Orang yang berkecukupan tidak boleh diberi dan menerima zakat
Orang
yang berkecukupan tidak boleh sekalipun diberi zakat ataupun
menerimanya. Hal ini disepakati oleh para ulama berdasarkan hadits yang
artinya:
“Tidak ada satu pun bagian zakat untuk orang yang berkecukupan.” HR. Al Baihaqi dalam Sunan Al Kubro, 6: 351
Tolok
ukur kecukupan atau tidak seseorang adalah jika harta yang ia miliki
bisa mencukupi diri dan orang-orang yang ditanggungnya. Jika cukup, maka
haram zakat untuk dirinya. Standar kecukupan itu adalah kebutuhan
primer yakni makan, minum, tempat tinggal dan pakaian yang bisa ia
penuhi tanpa harus bersikap boros.
Zakat kepada fakir miskin yang mampu mencari nafkah
Jika
seorang fakir dan miskin mampu memenuhi kebutuhan serta orang yang ia
tanggung secara sempurna, maka ia sama sekali tidak boleh menyentuh
zakat. Hal ini digunakan sebagai patokan dalam pengambilan keputusan
jika ada beberapa orang yang masuk dalam kategori fakir dan miskin,
namun ingin dicari mana yang lebih berhak mendapatkan zakat. Hal ini
sesuai dengan hadits, yang artinya:
“Tidak ada satu pun bagian zakat untuk orang yang berkecukupan dan tidak pula bagi orang yang kuat untuk bekerja.” HR. Al Baihaqi dalam Sunan Al Kubro, 6: 351
Kadar zakat yang diberikan kepada fakir dan miskin
Besaran
zakat yang diberikan kepada fakir miskin adalah sebesar kebutuhannya
dan orang yang ia tanggung dalam satu tahun dan tidak boleh lebih
daripada itu. Yang menjadi patokan disini adalah bahwa zakat dikeluarkan
setiap satu tahun sekali. Jika seorang fakir miskin memiliki harta yang
bisa mencukupi kebutuhan keluarganya kurang dari satu tahun, maka ia
diberikan zakat untuk mencukupi kekurangan dalam setahun tersebut (Al Mawsu’ah Al Fiqhiyah, 23: 316-317).

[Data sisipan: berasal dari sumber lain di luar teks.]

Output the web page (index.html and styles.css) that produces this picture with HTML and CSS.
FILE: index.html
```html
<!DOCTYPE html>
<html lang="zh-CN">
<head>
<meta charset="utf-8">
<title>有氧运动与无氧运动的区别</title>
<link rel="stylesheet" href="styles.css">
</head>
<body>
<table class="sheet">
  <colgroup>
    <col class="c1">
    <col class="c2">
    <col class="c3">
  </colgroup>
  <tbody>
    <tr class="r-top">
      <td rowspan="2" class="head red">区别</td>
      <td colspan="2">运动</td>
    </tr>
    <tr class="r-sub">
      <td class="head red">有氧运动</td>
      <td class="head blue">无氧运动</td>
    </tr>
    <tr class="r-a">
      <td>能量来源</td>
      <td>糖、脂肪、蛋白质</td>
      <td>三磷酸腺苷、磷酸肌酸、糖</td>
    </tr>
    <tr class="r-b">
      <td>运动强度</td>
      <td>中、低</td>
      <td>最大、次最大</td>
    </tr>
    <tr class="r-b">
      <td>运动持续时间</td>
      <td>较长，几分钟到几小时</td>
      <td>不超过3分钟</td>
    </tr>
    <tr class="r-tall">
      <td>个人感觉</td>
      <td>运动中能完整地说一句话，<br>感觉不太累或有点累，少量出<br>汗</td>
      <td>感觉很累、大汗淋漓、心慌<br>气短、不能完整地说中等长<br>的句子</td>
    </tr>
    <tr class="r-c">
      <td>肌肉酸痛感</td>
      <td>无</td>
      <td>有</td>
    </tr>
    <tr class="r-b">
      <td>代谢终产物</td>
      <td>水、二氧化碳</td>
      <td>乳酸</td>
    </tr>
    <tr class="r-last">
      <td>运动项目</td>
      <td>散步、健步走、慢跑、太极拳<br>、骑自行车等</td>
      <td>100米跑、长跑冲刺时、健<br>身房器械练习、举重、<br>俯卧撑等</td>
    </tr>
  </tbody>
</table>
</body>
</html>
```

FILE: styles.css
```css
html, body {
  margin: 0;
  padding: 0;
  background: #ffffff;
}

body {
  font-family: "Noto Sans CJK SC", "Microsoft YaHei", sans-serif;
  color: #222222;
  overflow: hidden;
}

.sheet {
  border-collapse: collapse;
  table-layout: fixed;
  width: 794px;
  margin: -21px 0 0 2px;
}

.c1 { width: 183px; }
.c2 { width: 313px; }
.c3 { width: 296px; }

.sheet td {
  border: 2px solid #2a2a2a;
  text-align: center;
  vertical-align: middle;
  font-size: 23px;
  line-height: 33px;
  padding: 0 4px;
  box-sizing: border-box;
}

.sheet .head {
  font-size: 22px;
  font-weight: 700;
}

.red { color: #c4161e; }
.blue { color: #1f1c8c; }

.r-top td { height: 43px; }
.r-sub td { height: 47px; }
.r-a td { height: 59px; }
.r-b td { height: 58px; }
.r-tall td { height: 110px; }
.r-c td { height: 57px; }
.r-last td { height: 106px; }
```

Golongan ketiga : Amil zakat
Setelah
sebelumnya kita telah membahas golongan pertama dan kedua saudara kita
yang boleh menerima zakat yakni Fakir dan Miskin. Mari kita membahas
golongan yang ketiga, yakni Amil Zakat. Amil zakat diperbolehkan
menerima zakat dikarenakan itu sebagai upah terhadap pekerjaan yang
dilakukannya. Mengenai amil zakat disebutkan dalam sebuah hadits yang
artinya sebagai berikut:
“Tidak halal
zakat bagi orang kaya kecuali bagi lima orang, yaitu orang yang
berperang di jalan Allah, atau amil zakat, atau orang yang terlilit
hutang, atau seseorang yang membelinya dengan hartanya, atau orang yang
memiliki tetangga miskin kemudian orang miskin tersebut diberi zakat,
lalu ia memberikannya kepada orang yang kaya.” HR. Abu Daud no. 1635
Ulama
Syafi’iyah dan Hanafiyah berpendapat bahwa imam (penguasa) bisa
memberikan amil zakat upah yang jelas, boleh dilihat dari lama
pekerjaannya atau berat ringannya pekerjaan yang dilakukan. (Al Mawsu’ah Al Fiqhiyah, 23: 319-320)
Yang disebut Amil Zakat
Menurut
Saudi Sabiq ra. amil zakat adalah orang yang diangkat oleh penguasa
atau wakil penguasa untuk bekerja mengumpulkan zakat dari orang-orang
kaya, menjaga harta zakat, mengelola zakat, juru tulis dan semua orang
yang bekerja di kantor amil zakat yang berhubungan dengan zakat secara
langsung.” (Fiqh Sunnah, 1: 353)
Sedangkan
menurut ‘Adil bin Yusuf Al ‘Azazi, amil zakat adalah para petugas yang
dikirim penguasa untuk mengumpulkan zakat dari orang yang wajib zakat.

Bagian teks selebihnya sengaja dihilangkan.